++++ Data excerpt

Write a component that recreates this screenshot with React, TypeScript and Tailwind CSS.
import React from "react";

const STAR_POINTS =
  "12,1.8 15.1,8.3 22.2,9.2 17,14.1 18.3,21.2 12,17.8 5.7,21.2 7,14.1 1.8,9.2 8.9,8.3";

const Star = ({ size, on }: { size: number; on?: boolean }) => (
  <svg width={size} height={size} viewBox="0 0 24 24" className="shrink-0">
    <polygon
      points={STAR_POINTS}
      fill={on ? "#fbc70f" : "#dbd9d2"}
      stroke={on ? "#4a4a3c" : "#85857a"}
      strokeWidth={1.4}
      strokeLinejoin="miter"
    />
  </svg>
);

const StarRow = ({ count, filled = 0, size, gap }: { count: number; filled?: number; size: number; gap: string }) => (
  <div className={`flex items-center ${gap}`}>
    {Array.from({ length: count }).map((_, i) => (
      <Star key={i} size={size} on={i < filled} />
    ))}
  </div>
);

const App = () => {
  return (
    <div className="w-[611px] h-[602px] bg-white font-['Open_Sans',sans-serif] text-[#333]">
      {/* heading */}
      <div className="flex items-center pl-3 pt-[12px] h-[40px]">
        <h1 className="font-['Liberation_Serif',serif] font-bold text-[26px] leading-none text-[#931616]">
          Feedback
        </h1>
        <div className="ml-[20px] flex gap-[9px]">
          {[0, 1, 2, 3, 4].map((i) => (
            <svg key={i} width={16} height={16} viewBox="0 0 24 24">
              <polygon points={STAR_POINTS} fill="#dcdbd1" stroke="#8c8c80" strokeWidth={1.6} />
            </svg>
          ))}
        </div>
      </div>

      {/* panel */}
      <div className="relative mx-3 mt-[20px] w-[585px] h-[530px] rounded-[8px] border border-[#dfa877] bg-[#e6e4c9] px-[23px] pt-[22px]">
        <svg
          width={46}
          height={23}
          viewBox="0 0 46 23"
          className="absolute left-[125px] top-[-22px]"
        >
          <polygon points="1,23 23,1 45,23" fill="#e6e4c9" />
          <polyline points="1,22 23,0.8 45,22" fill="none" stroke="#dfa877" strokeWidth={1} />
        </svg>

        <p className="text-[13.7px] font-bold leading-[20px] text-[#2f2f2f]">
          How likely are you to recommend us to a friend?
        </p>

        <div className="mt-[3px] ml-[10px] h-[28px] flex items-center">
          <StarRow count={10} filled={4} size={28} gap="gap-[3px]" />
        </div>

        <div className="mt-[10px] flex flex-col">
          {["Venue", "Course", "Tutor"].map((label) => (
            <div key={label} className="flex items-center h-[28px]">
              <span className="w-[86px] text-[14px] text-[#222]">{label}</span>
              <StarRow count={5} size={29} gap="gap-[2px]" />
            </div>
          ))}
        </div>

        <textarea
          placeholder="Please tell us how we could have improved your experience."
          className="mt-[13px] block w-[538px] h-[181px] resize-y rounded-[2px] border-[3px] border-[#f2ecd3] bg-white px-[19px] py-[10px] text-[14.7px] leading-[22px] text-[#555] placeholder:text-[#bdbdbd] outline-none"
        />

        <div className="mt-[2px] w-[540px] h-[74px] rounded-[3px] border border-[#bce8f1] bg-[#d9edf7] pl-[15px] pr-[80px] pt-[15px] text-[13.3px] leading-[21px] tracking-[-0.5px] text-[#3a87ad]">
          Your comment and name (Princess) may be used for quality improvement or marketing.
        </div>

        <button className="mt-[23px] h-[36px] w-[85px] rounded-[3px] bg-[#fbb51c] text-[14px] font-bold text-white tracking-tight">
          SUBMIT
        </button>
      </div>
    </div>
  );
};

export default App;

++++++++

• _Set exercise_:
Print the listing above from its first line through the line with "15.1,8.3 22.2,9.2 17,14.1", and stop there.

• _In response_:
Write a component that recreates this screenshot with React, TypeScript and Tailwind CSS.
import React from "react";

const STAR_POINTS =
  "12,1.8 15.1,8.3 22.2,9.2 17,14.1 18.3,21.2 12,17.8 5.7,21.2 7,14.1 1.8,9.2 8.9,8.3";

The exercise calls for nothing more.